Kondisi sosial dibawah kebijakan pemerintahan Belanda pasca Perang Paderi telah menyelaraskan pertikaian kaum adat dan kaum agama. Kebijakan Belanda menjalankan peraturan “Tanam Paksa” (Cultuurstelsel) terhadap rakyat Minangkabau untuk tujuan menutupi ketekoran finansial akibat Perang Paderi, mendapat perhatian serius dari kalangan masyarakat Minangkabau pada waktu ini. Penentangan terhadap aturan baru itu agaknya telah meluputkan perhatian kalangan agama dalam menentang sistem adat yang berlaku sebagai yang pernah dicanangkan oleh guru mereka Syekh Ahmad Khatib. Kondisi masyarakat dibawah pemerintahan jajahan lebih memerlukan perhatian bersama ketimbang mengedepankan pertikaian. Pada akhir abad ke-19, akibat penentangan yang luas dari masyarakat, sistem Tanam Paksa secara berangsung-angsur dihapuskan oleh Belanda di berbagai daerah di Indonesia, dan di Minangkabau sendiri baru dihapuskan pada tahun 1908.
Penghapusan koffiestelsel di Minangkabau bukanlah akhir dari penindasan Belanda terhadap rakyat. Pada awal Maret 1908 di Minangkabau sebagai gantinya diberlakukan pula Peraturan Pajak yang dikenakan tidak hanya terhadap mata pencaharian (kekayaan) rakyat, akan tetapi juga terhadap harta pusaka . Hal ini tentu sangat menyakitkan rakyat, apalagi pula hal ini sangat bertentangan dengan janji-janji pemerintah sebagai yang tertuang dalam Plakat Panjang yang diumumkan tahun 1833. Peraturan Pajak yang akan dijalankan itu disebut dengan Belasting op de bedrijfsen andere inkomsten (Pajak atas penghasilan perusahaan atau penghasilan-penghasilan lainnya).

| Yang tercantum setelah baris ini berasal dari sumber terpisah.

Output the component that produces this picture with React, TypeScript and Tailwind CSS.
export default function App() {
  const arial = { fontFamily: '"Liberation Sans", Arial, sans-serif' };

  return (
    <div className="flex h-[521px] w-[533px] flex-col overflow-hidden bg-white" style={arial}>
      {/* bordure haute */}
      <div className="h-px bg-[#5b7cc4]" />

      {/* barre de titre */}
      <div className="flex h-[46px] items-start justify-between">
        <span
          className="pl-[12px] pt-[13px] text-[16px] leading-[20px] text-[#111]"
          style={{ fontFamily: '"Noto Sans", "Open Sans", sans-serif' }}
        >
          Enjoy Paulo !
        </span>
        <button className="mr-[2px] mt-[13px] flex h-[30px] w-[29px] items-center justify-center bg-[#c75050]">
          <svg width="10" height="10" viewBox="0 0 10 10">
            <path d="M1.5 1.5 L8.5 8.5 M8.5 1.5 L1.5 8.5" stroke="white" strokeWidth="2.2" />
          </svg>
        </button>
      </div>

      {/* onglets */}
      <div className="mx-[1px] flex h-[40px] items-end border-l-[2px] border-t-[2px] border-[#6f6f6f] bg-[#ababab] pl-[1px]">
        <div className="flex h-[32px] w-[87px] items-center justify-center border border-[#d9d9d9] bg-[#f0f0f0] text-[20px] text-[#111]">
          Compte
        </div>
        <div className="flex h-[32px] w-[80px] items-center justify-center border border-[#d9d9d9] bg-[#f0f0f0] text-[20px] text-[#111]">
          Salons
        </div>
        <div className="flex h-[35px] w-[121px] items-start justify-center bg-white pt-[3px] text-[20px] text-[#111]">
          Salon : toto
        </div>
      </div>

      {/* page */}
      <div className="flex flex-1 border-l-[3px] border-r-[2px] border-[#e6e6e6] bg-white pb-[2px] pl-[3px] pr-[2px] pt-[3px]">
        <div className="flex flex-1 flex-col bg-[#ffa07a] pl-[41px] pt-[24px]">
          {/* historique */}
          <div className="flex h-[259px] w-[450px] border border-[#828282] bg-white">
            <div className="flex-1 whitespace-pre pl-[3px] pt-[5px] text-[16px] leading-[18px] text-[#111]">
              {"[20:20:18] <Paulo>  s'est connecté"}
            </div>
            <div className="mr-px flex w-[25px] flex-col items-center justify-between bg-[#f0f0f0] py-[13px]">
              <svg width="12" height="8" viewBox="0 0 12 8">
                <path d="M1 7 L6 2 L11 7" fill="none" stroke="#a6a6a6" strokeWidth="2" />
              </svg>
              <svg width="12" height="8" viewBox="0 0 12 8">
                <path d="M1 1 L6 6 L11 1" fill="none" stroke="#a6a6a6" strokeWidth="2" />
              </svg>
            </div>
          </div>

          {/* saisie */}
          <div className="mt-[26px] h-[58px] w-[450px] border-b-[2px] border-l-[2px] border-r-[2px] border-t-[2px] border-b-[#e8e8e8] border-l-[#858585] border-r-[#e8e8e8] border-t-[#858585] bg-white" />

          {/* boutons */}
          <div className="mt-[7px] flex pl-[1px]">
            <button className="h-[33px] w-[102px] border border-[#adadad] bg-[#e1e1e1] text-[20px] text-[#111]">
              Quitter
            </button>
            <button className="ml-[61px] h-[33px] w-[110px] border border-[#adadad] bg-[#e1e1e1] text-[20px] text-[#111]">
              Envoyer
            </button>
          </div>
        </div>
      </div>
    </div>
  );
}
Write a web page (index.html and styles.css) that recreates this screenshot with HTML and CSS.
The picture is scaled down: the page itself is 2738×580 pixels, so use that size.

Peraturan baru ini tidak hanya menyinggung kaum adat bahkan juga kalangan kalangan ulama. Golongan yang disebutkan terkhir ini, dalam berbagai peraturan pemerintah sebelumnya, --tidak hanya di Minangkabau--, dibebaskan dari segala bentuk pajak. Alasannya pada waktu itu adalah kelompok ulama dan para guru-guru agama tidak memiliki penghasilan tetap, tetapi hanya bergantung dari sumbangan masyarakat (Rusli Amran,1988 :91). Pada waktu ini yang dibebaskan dari pajak justru adalah para pegawai negeri dan para kepala yang diangkat oleh pemerintah.
Aksi penentangan rakyat terhadap peraturan pajak di Minangkabau hingga munculnya perlawanan terbuka di berbagai daerah seperti Perang Kamang dan Perang Manggopoh, tidak dapat dilepaskan dari peran koalisi kaum adat dan kaum agama. Setahun sebelum terjadinya perang Kamang, misalnya, penerbit majalah Islam Al-Imam menerbitkan sebuah buku yang berisikan butir-butir Plakat Panjang (Rusli Amran,1988; 80). Buku ini dikirimkan ke Minangkabau untuk diedarkan. Semenjak itu di wilayah ini beredar selebaran dan poster-poster yang dipasang di tempat-tempat umum untuk menggugah kembali kesadaran rakyat akan perlakuan pemerintah yang mengingkari janji-janji yang pernah ditandatanganinya. Penentangan rakyat mengemuka pada saat pemerintah mengumumkan peraturan ini untuk pertama kalinya. L.C. Westenenck selaku wakil pemerintahan Belanda mengumumkan peraturan ini dalam sebuah rapat dengan para Kepala Laras Agam. Pada waktu ini hampir semua Laras menolak pemberlakuan peraturan ini dengan berbagai alasan yang masuk akal. Penolakan rakyat yang diwakili oleh Kepala Laras masing masing itu semakin membangkitkan semangat rakyat di beberapa daerah untuk menentang diberlakukannya peraturan pajak ini.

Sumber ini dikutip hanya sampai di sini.